— Requirement —
Pictures stay out of the copy; restate everything else in the material exactly.

----

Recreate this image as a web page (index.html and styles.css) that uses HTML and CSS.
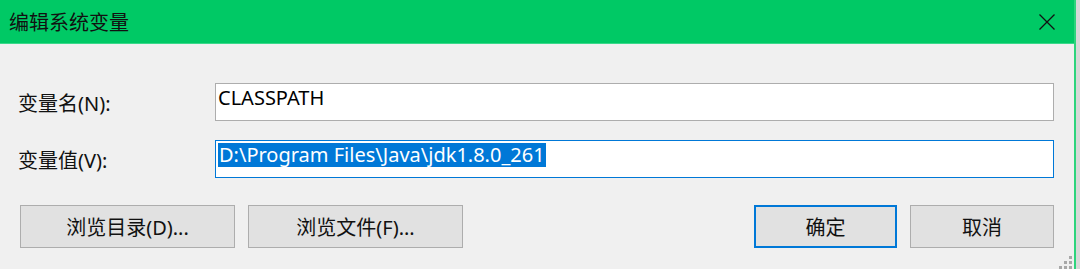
FILE: index.html
```html
<!DOCTYPE html>
<html lang="zh-CN">
<head>
  <meta charset="UTF-8" />
  <title>编辑系统变量</title>
  <link rel="stylesheet" href="styles.css">
</head>
<body>

  <div class="window">
    <header class="titlebar">
      <h1>编辑系统变量</h1>
      <svg class="close" width="16" height="16" viewBox="0 0 16 16">
        <path d="M0.5 0.5 L15.5 15.5 M15.5 0.5 L0.5 15.5" stroke="#111" stroke-width="1.3" fill="none"/>
      </svg>
    </header>

    <div class="content">
      <div class="form">
        <label class="label">变量名(N):</label>
        <div class="field">CLASSPATH</div>

        <label class="label">变量值(V):</label>
        <div class="field focused"><span class="selected">D:\Program Files\Java\jdk1.8.0_261</span></div>
      </div>

      <div class="buttons">
        <button class="btn wide">浏览目录(D)...</button>
        <button class="btn wide">浏览文件(F)...</button>
        <span class="spacer"></span>
        <button class="btn default">确定</button>
        <button class="btn">取消</button>
      </div>
    </div>

    <div class="grip">
      <i></i>
      <i></i><i></i>
      <i></i><i></i><i></i>
    </div>
  </div>

</body>
</html>
```

FILE: styles.css
```css
body {
  margin: 0;
  padding: 0;
  background: #d8d8d8;
  font-family: 'Noto Sans', 'Noto Sans CJK SC', sans-serif;
  color: #000;
}

.window {
  position: relative;
  width: 1074px;
  height: 269px;
  background: #f0f0f0;
  border-right: 2px solid #2ed47c;
  box-sizing: content-box;
}

.titlebar {
  display: flex;
  align-items: center;
  justify-content: space-between;
  height: 43px;
  padding: 0 19px 0 9px;
  background: #00c965;
  border-bottom: 1px solid #3ad88a;
}

.titlebar h1 {
  margin: 0;
  font-size: 20px;
  font-weight: normal;
  color: #111;
}

.close {
  display: block;
}

.content {
  padding: 39px 20px 0 20px;
}

.form {
  display: grid;
  grid-template-columns: 195px 1fr;
  row-gap: 19px;
  align-items: center;
}

.label {
  margin-left: -2px;
  font-size: 20px;
  color: #111;
}

.field {
  height: 38px;
  box-sizing: border-box;
  padding: 2px 3px 0 2px;
  background: #fff;
  border: 1px solid #adadad;
  font-size: 20px;
  line-height: 24px;
  white-space: nowrap;
}

.field.focused {
  border-color: #0078d7;
}

.selected {
  display: inline-block;
  background: #0078d7;
  color: #fff;
  padding: 0 1px;
}

.buttons {
  display: flex;
  gap: 13px;
  margin-top: 27px;
}

.spacer {
  flex: 1;
}

.btn {
  width: 144px;
  height: 43px;
  background: #e1e1e1;
  border: 1px solid #adadad;
  font-family: inherit;
  font-size: 20px;
  color: #111;
  padding: 0;
}

.btn.wide {
  width: 215px;
}

.btn.default {
  width: 143px;
  border: 2px solid #0078d7;
}

.grip {
  position: absolute;
  right: 2px;
  bottom: 0;
  width: 14px;
  display: grid;
  grid-template-columns: repeat(3, 3px);
  grid-auto-rows: 3px;
  gap: 2px;
  direction: rtl;
}

.grip i {
  background: #a8a8a8;
}

.grip i:nth-child(1) { grid-column: 1; grid-row: 1; }
.grip i:nth-child(2) { grid-column: 2; grid-row: 2; }
.grip i:nth-child(3) { grid-column: 1; grid-row: 2; }
.grip i:nth-child(4) { grid-column: 3; grid-row: 3; }
.grip i:nth-child(5) { grid-column: 2; grid-row: 3; }
.grip i:nth-child(6) { grid-column: 1; grid-row: 3; }
```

----

— Result for this exercise —
Recreate this image as a web page (index.html and styles.css) that uses HTML and CSS.
FILE: index.html
```html
<!DOCTYPE html>
<html lang="zh-CN">
<head>
  <meta charset="UTF-8" />
  <title>编辑系统变量</title>
  <link rel="stylesheet" href="styles.css">
</head>
<body>

  <div class="window">
    <header class="titlebar">
      <h1>编辑系统变量</h1>
      <svg class="close" width="16" height="16" viewBox="0 0 16 16">
        <path d="M0.5 0.5 L15.5 15.5 M15.5 0.5 L0.5 15.5" stroke="#111" stroke-width="1.3" fill="none"/>
      </svg>
    </header>

    <div class="content">
      <div class="form">
        <label class="label">变量名(N):</label>
        <div class="field">CLASSPATH</div>

        <label class="label">变量值(V):</label>
        <div class="field focused"><span class="selected">D:\Program Files\Java\jdk1.8.0_261</span></div>
      </div>

      <div class="buttons">
        <button class="btn wide">浏览目录(D)...</button>
        <button class="btn wide">浏览文件(F)...</button>
        <span class="spacer"></span>
        <button class="btn default">确定</button>
        <button class="btn">取消</button>
      </div>
    </div>

    <div class="grip">
      <i></i>
      <i></i><i></i>
      <i></i><i></i><i></i>
    </div>
  </div>

</body>
</html>
```

FILE: styles.css
```css
body {
  margin: 0;
  padding: 0;
  background: #d8d8d8;
  font-family: 'Noto Sans', 'Noto Sans CJK SC', sans-serif;
  color: #000;
}

.window {
  position: relative;
  width: 1074px;
  height: 269px;
  background: #f0f0f0;
  border-right: 2px solid #2ed47c;
  box-sizing: content-box;
}

.titlebar {
  display: flex;
  align-items: center;
  justify-content: space-between;
  height: 43px;
  padding: 0 19px 0 9px;
  background: #00c965;
  border-bottom: 1px solid #3ad88a;
}

.titlebar h1 {
  margin: 0;
  font-size: 20px;
  font-weight: normal;
  color: #111;
}

.close {
  display: block;
}

.content {
  padding: 39px 20px 0 20px;
}

.form {
  display: grid;
  grid-template-columns: 195px 1fr;
  row-gap: 19px;
  align-items: center;
}

.label {
  margin-left: -2px;
  font-size: 20px;
  color: #111;
}

.field {
  height: 38px;
  box-sizing: border-box;
  padding: 2px 3px 0 2px;
  background: #fff;
  border: 1px solid #adadad;
  font-size: 20px;
  line-height: 24px;
  white-space: nowrap;
}

.field.focused {
  border-color: #0078d7;
}

.selected {
  display: inline-block;
  background: #0078d7;
  color: #fff;
  padding: 0 1px;
}

.buttons {
  display: flex;
  gap: 13px;
  margin-top: 27px;
}

.spacer {
  flex: 1;
}

.btn {
  width: 144px;
  height: 43px;
  background: #e1e1e1;
  border: 1px solid #adadad;
  font-family: inherit;
  font-size: 20px;
  color: #111;
  padding: 0;
}

.btn.wide {
  width: 215px;
}

.btn.default {
  width: 143px;
  border: 2px solid #0078d7;
}

.grip {
  position: absolute;
  right: 2px;
  bottom: 0;
  width: 14px;
  display: grid;
  grid-template-columns: repeat(3, 3px);
  grid-auto-rows: 3px;
  gap: 2px;
  direction: rtl;
}

.grip i {
  background: #a8a8a8;
}

.grip i:nth-child(1) { grid-column: 1; grid-row: 1; }
.grip i:nth-child(2) { grid-column: 2; grid-row: 2; }
.grip i:nth-child(3) { grid-column: 1; grid-row: 2; }
.grip i:nth-child(4) { grid-column: 3; grid-row: 3; }
.grip i:nth-child(5) { grid-column: 2; grid-row: 3; }
.grip i:nth-child(6) { grid-column: 1; grid-row: 3; }
```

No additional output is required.